Urban decay issues are no longer of interest to policy makers, which means that racism continues to thrive in our society. For over fifty years, African-Americans have been migrating north in search of work that a rural Jim Crow south would not provide only to find themselves living within segregated pockets of poverty. It is no surprise, then, that the Kerner Report’s top reason for urban riot increase between 1964 and 1967 is the “racial attitude and behavior of white Americans toward black Americans” (Proctor 84). To solve this problem, the report reads, white America must open suburban areas—thereby “[encouraging] integration of substantial numbers of [blacks]…outside the ghetto” (Proctor 88)—and “remove artificial barriers to employment and promotion” (Proctor 89). Meanwhile, there has been little progress toward any one of these goals.

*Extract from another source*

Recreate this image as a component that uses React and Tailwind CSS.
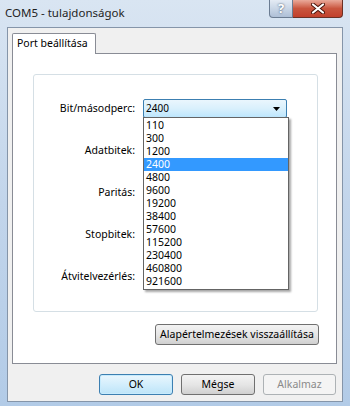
const rates = ['110', '300', '1200', '2400', '4800', '9600', '19200', '38400', '57600', '115200', '230400', '460800', '921600']
const labels = ['Bit/másodperc:', 'Adatbitek:', 'Paritás:', 'Stopbitek:', 'Átvitelvezérlés:']

function Combo({ value, open }) {
  return (
    <div className={`h-[19px] w-[144px] rounded-[2px] border flex items-center pl-[2px] pr-[6px] ${open ? 'border-[#3c7fb1] bg-gradient-to-b from-[#eaf6fd] via-[#d9f0fc] to-[#bde6fd]' : 'border-[#707070] bg-gradient-to-b from-[#f2f2f2] to-[#dcdcdc]'}`}>
      <span className="flex-1">{value}</span>
      <svg width="7" height="4" viewBox="0 0 7 4"><path d="M0 0h7L3.5 4z" fill="#000" /></svg>
    </div>
  )
}

export default function App() {
  return (
    <div className="w-[350px] h-[406px] bg-gradient-to-b from-[#d9e5f2] via-[#c2d5eb] to-[#b2cbe7] font-['Noto_Sans',sans-serif] text-[10px] text-black relative overflow-hidden">
      <div className="h-[27px] pl-[5px] pb-[2px] flex items-center text-[11.5px] text-[#1e1e1e]">COM5 - tulajdonságok</div>

      <div className="absolute top-0 right-[7px] flex h-[18px]">
        <div className="w-[24px] h-full rounded-bl-[4px] border border-t-0 border-[#6b7c92] bg-gradient-to-b from-[#e4ebf4] via-[#c9d6e6] to-[#aebfd6] flex items-center justify-center text-white font-bold text-[13px] leading-none [text-shadow:0_0_2px_#2b3e57]">?</div>
        <div className="w-[50px] h-full rounded-br-[4px] border border-t-0 border-l-0 border-[#6b3025] bg-gradient-to-b from-[#e9a99a] via-[#c9553e] to-[#c2402c] flex items-center justify-center">
          <svg width="14" height="11" viewBox="0 0 14 11">
            <path d="M2 1.5l10 8M12 1.5l-10 8" stroke="#4a1208" strokeWidth="4" strokeLinecap="round" />
            <path d="M2 1.5l10 8M12 1.5l-10 8" stroke="#fff" strokeWidth="2.2" strokeLinecap="round" />
          </svg>
        </div>
      </div>

      <div className="ml-[7px] w-[336px] h-[375px] bg-[#f0f0f0] border border-[#8595a9] flex flex-col">
        <div className="pt-[5px] pl-[4px]">
          <div className="w-[84px] h-[21px] bg-white border border-b-0 border-[#898c95] rounded-t-[2px] flex items-center pl-[4px] text-[10.5px] relative z-10 -mb-px">Port beállítása</div>
          <div className="w-[325px] h-[311px] bg-white border border-[#898c95] flex flex-col">
            <div className="ml-[20px] mt-[20px] w-[285px] h-[238px] border border-[#d5dfe5] rounded-[3px] flex flex-col gap-[23px] pt-[24px]">
              {labels.map((l, i) => (
                <div key={l} className="flex items-center">
                  <div className="w-[101px] text-right text-[10.5px]">{l}</div>
                  <div className="ml-[8px] relative">
                    <Combo value={i === 0 ? '2400' : ''} open={i === 0} />
                    {i === 0 && (
                      <div className="absolute left-0 top-[18px] w-[146px] bg-white border border-[#646464] shadow-[2px_2px_2px_rgba(0,0,0,0.35)] z-20 py-px text-[10.5px]">
                        {rates.map(r => (
                          <div key={r} className={`h-[13px] leading-[13px] pl-[2px] ${r === '2400' ? 'bg-[#3399ff] text-white' : ''}`}>{r}</div>
                        ))}
                      </div>
                    )}
                  </div>
                </div>
              ))}
            </div>
            <div className="flex justify-end pr-[17px] mt-[12px]">
              <div className="w-[164px] h-[21px] rounded-[3px] border border-[#707070] bg-gradient-to-b from-[#f3f3f3] via-[#e6e6e6] to-[#d0d0d0] flex items-center justify-center text-[10.5px]">Alapértelmezések visszaállítása</div>
            </div>
          </div>
        </div>
        <div className="flex justify-end gap-[8px] pr-[6px] mt-[10px]">
          <div className="w-[74px] h-[21px] rounded-[3px] border border-[#3c7fb1] bg-gradient-to-b from-[#eaf6fd] via-[#d3eefc] to-[#bde4f8] shadow-[inset_0_0_0_1px_#c7ebfd] flex items-center justify-center text-[10.5px]">OK</div>
          <div className="w-[74px] h-[21px] rounded-[3px] border border-[#707070] bg-gradient-to-b from-[#f3f3f3] via-[#e6e6e6] to-[#d0d0d0] flex items-center justify-center text-[10.5px]">Mégse</div>
          <div className="w-[73px] h-[21px] rounded-[3px] border border-[#adb2b5] bg-[#f4f4f4] flex items-center justify-center text-[10.5px] text-[#8a8a8a]">Alkalmaz</div>
        </div>
      </div>
    </div>
  )
}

Instead, some delegates within the Democratic party have begun siding with Mayor Daley and Republican candidate Richard Nixon’s policy on “law and order,” which “calls for tens of millions of additional dollars for criminal courts, local police, criminal rehabilitation, and the FBI” (Proctor 25). This is more unauthorized military investment, and, in the aftermath of Martin Luther King Jr.’s assassination, this is more white supremacy over unarmed blacks. Nonviolent protest is no longer effective. The same method that made our president sign the Civil Rights Act four years ago causes blacks to get killed in the street now. One who does not raise their voice against the persistence of racism cannot expect to raise their voice against the persistence of urban poverty, either. Like the communities in Watts, Newark, and Detroit, we must instead stengthen our defence and equip ourselves with the necessary weapons to make our message loud and clear.

The morning after Marquette Fryer’s arrest, leaders of the Watts community and the NAACP held a meeting at a church with police accompaniment in an attempt to calm the crowd down. However, in the end, even they could not deny the “barrage” of evidence surrounding “police and government treatment of black citizens in recent history” (“Watts Riots”). If our country is truly the “[assurer]” of “the survival and success of liberty” that former president John F. Kennedy declares it to be (“JFK and Communism”), we can realign our focus from foreign containment to racial justice and eradicating poverty on American soil.